Bishops in the Middle Ages held the feudal rank of lord over their spiritual inferiors, hence today even bishops who do not sit as Lords Spiritual may be addressed as "Lord Bishop". As a reflection of its feudal (and thus territorial) nature, however, the title is generally reserved for diocesan bishops, not assistant or coadjutor bishops.
As part of the heritage of feudalism, lord can generally refer to superiors of many kinds, for example landlord.
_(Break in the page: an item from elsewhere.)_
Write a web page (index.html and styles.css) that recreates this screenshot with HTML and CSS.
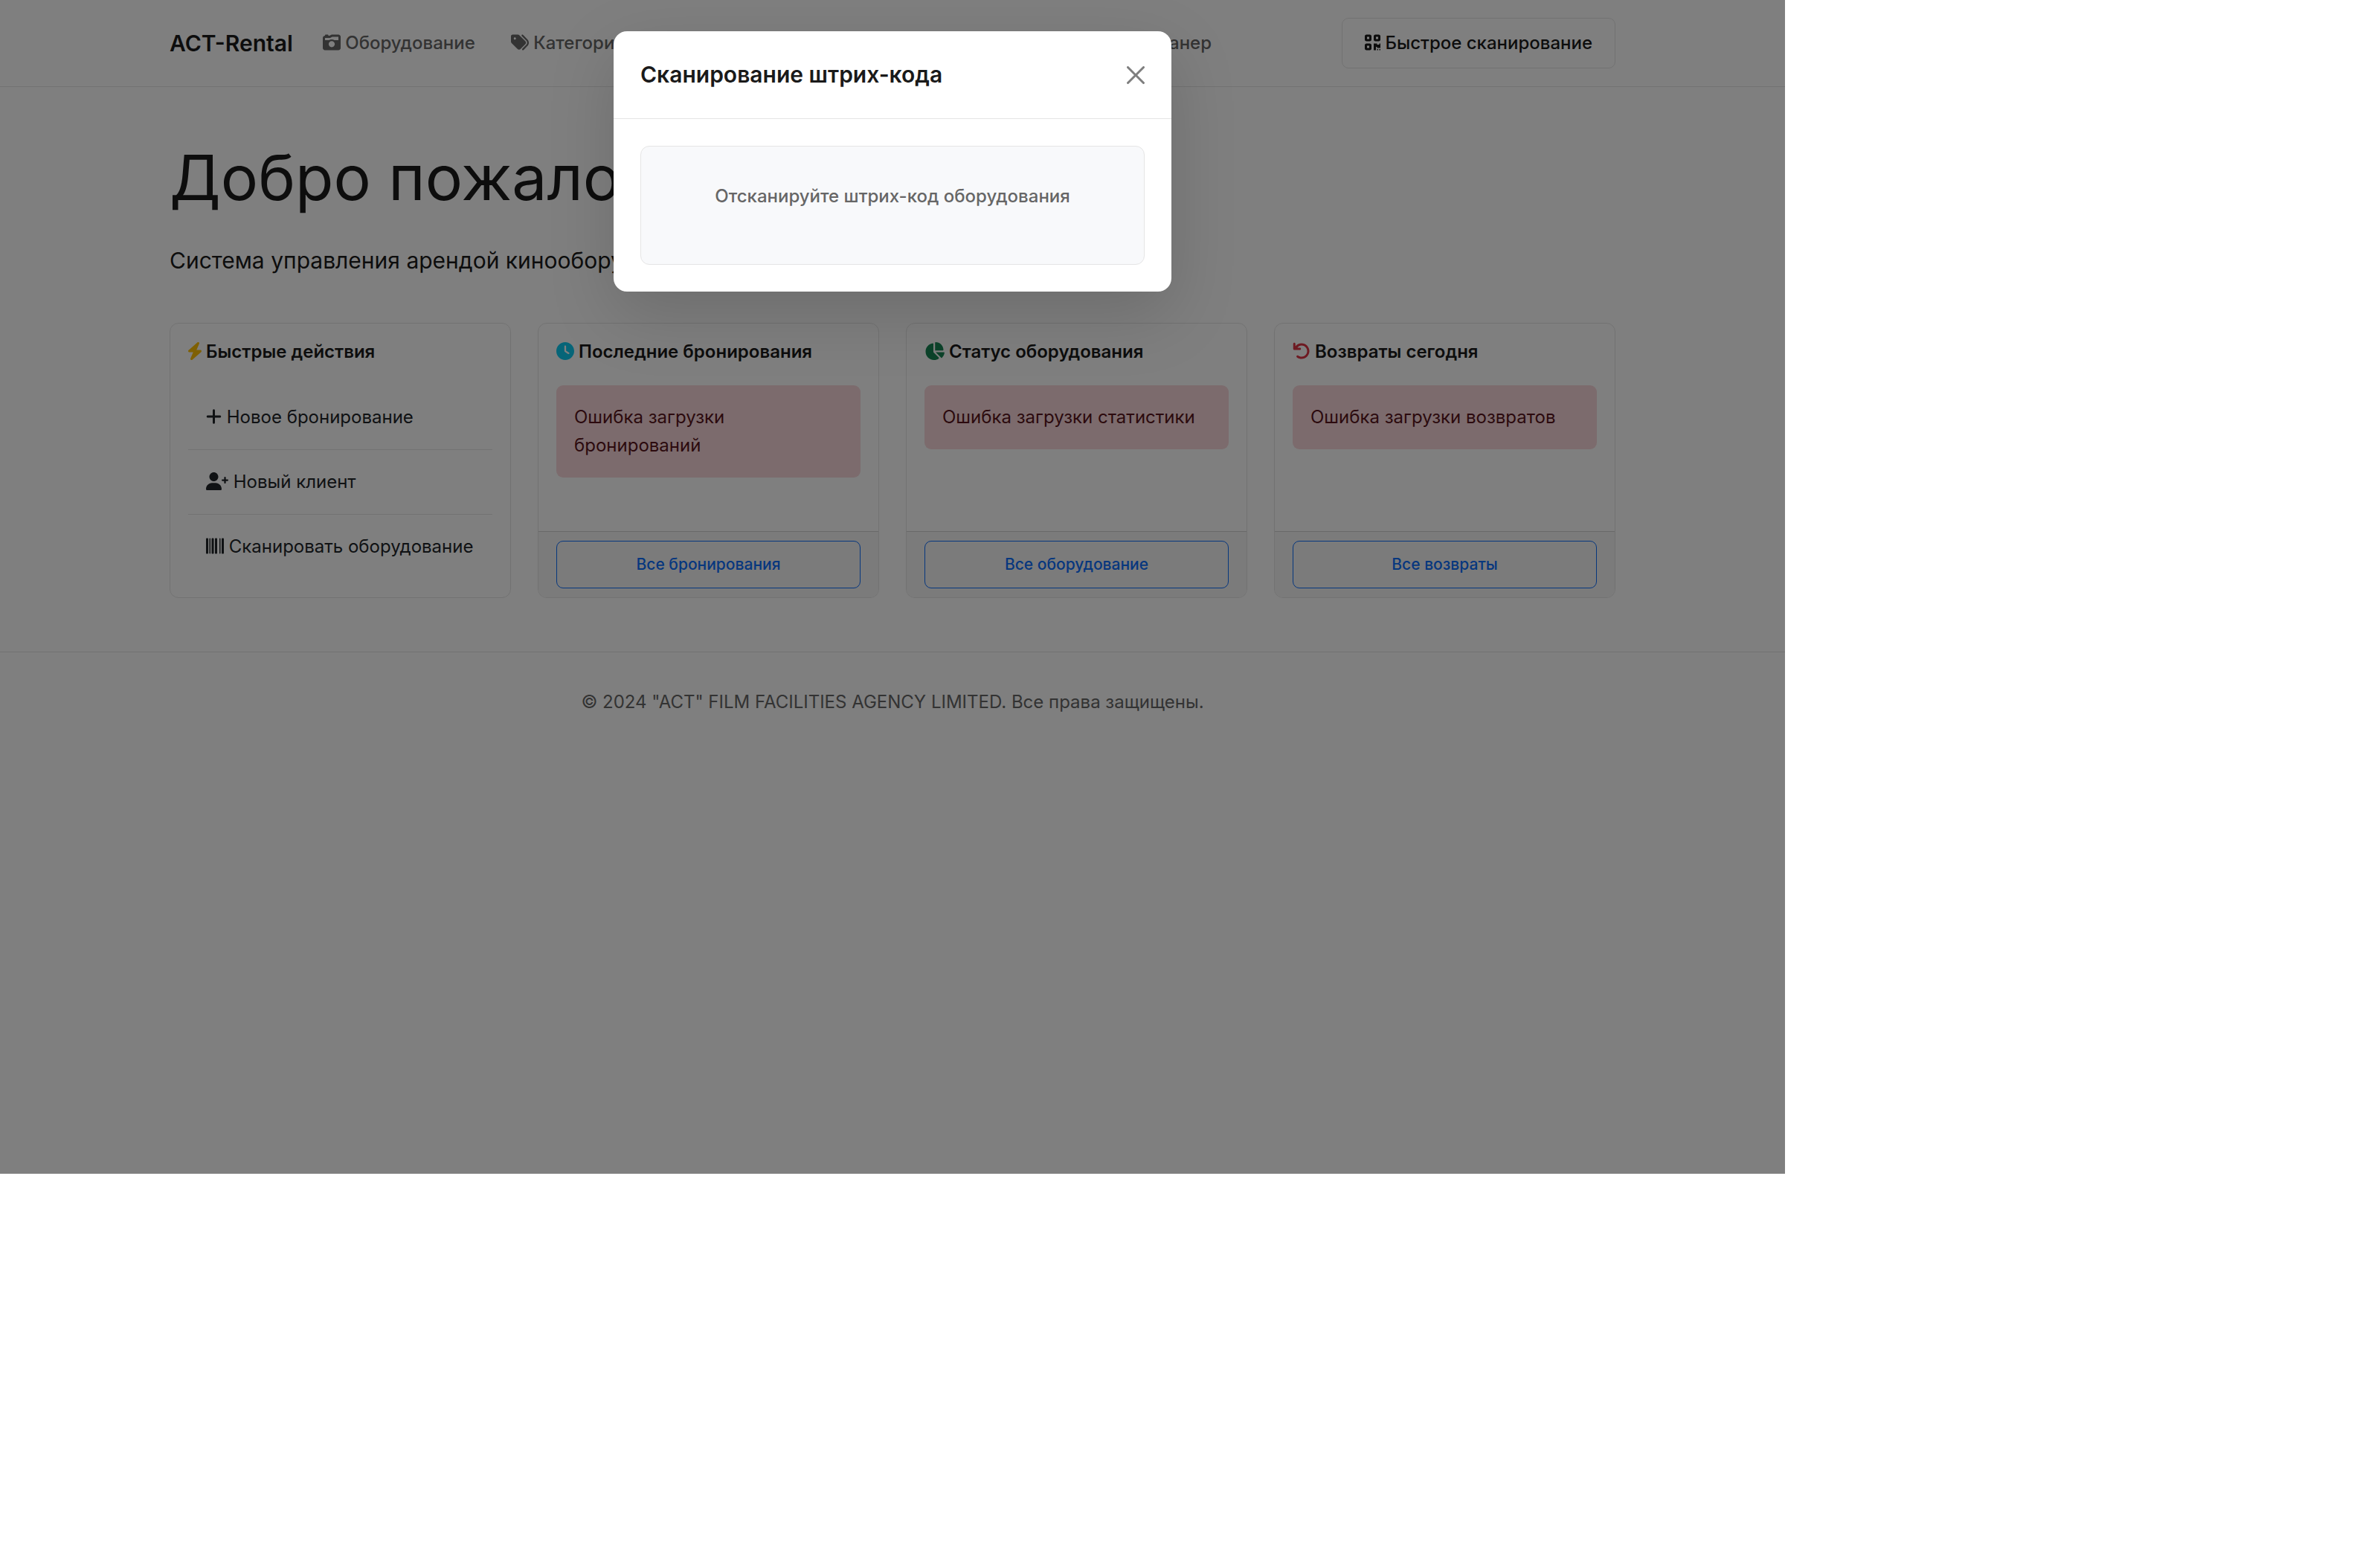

In many cultures in Europe the equivalent term serves as a general title of address equivalent to the English 'Mister' French Monsieur, Spanish Señor, Portuguese Senhor, Italian Signore, Dutch Meneer/Mijnheer/De Heer (as in: to de heer Joren Jansen), German Herr, Hungarian Úr, Greek Kyrie or to the English formal "you" (Polish Pan). See also gentleman.

Religion

People have often used the term 'Lord' in religious contexts, where "The Lord" refers to God in Judaism or Islam, or to Lord Buddha in Buddhism, or to God, Jesus, or the Holy Spirit in Christianity. In the Anglican Church there are also Lord Bishops. In many Christian Bibles (such as the King James Version), the Hebrew name YHWH (the Tetragrammaton) is rendered "LORD" (all caps) or "Lord" (small caps). This usage follows the Jewish practice of substituting the spoken Hebrew word "Adonai" for YHWH when read aloud.[4] Following practice in Hebrew, the Septuagint mainly used the Greek word Kyrios (Greek: Κύριος, meaning 'lord') to translate YHWH. As this was the Old Testament of the Early Church, the Christian practice of translating the divine name as 'Lord' derives directly from it.
The English term Lord is often used to translate the Arabic term Rabb.
In Hindu theology, The Lord or Svayam Bhagavan may refer to the concept of The Absolute representation of the monotheistic God. Another name used more commonly used in Hindu theology for The Lord is Ishvara (Ishvara is the Sanskrit word meaning "The Lord"), the personal god consisting of the holy trinity of Brahma, Vishnu, and Shiva.